Asking without really asking
Sidin Vadukut -
Friday, May 15, 2009 6:01 PM
I will let
master statistician Stanley L. Warner begin this blog post. From the first few
paragraphs of his landmark 1965 paper "Randomized Response: A Survey
Technique for Eliminating Evasive Answer Bias":
"For reasons
of modesty ... or merely a reluctance to confide secrets to strangers, many
individuals attempt to evade certain questions put to them by interviewers...
This paper suggests an alternate method for increasing cooperation... built on
the premise that cooperation should be naturally better if... the interviewee
responds with answers that furnish information only on a probability
basis."
What Warner
is trying to explain is an interesting way of carrying out surveys. Let me explain
this idea without going too much into the mathematics. Instead I'll focus on
how its done, why it's useful and what happened when we ran a little Lok Sabha
exit poll here in the office using Warner's Randomized Response method.
The
Randomized Response Technique is used to carry out surveys when you expect
respondents not to be honest. For instance:
1. Do you
secretly hate the Zoozoos and want to see them shot but keep the emotion to
yourself?
2. You don't
really get Twitter do you?
Seriously speaking, the technique is used when you want to research the
prevalence of issues that people feel uncomfortable talking about. A college
would ever be able to survey its students for prevalence of drug use and
cheating. A student would never risk the probability of being identified
saying: "Yes. And sometimes both at the same time."
What Warner suggests is using a technique where merely using the math of
probabilities, especially conditional probabilities, you make estimations. The
survey works in two stages: first you ask the respondent to roll a dice, pick a
card and so on. Depending on the result you ask them to answer one of two
questions without yourself knowing which question is being asked. (Hold on.) The
respondent merely says if they agree or disagree with the question before them.

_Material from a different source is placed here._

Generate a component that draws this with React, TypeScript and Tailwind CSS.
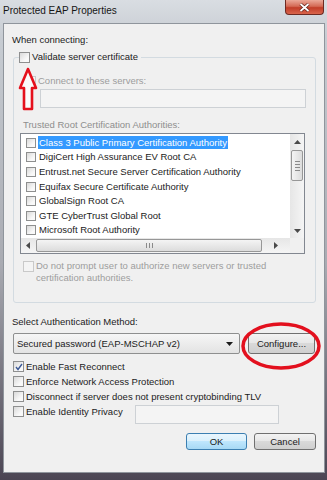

Then you survey the next respondent. And so on.
Then the math comes in. Using a few formulas which look at the chance of
a question being picked and the regularity with which an answer was given, you
could approximate what the whole selection of respondents felt. Obviously
bigger the sample, better the accuracy. (More clear math in the second paper
linked below.)
But let me tell you what we tried in the office. We took 16 identical
pieces of paper and on 12 we wrote the statement "I did not vote for the UPA:
Congress or allies" and on the remaining four we wrote "I did vote for the UPA:
Congress or allies". Testy questions indeed. Then we shuffled the cards statement-side down and asked
employees to pick one each. (The card was returned and the deck shuffled after
each employee. Only people who actually voted were allowed to pick.)
Each employee picked a card at random, looked at the statement and then
merely said if they agreed with it or not. As a surveyor all I am noting down
is the number of agrees and don't agrees. Nothing more. I have no idea which
question they got, and so what their response implied. Everyone is happy being
honest.
Then I ran the math. Using a sample size of 34 voters (very small, but
good enough to blog about) and the 16 cards we were able to approximate that
32.53% of the office voted for the UPA and the rest did not vote for the UPA.
(So we really can't say who they voted for. That wasn't the question see.)
Of
course it should be wildly inaccurate given the sample size. But it's a fun, mildly magical way
to do exit polls no? Why not try one in the office right now, process the
results and then look like a genius tomorrow?And unlike some of those TV channels, you have the math to prove it.
Warner's paper here.
A more easier to understand one here.
p.s. In a similar survey done in college many years ago, over a sample of some 90 people, we discovered that 73% of the student population would cheat on their spouse, significant other if they knew they could get away with it.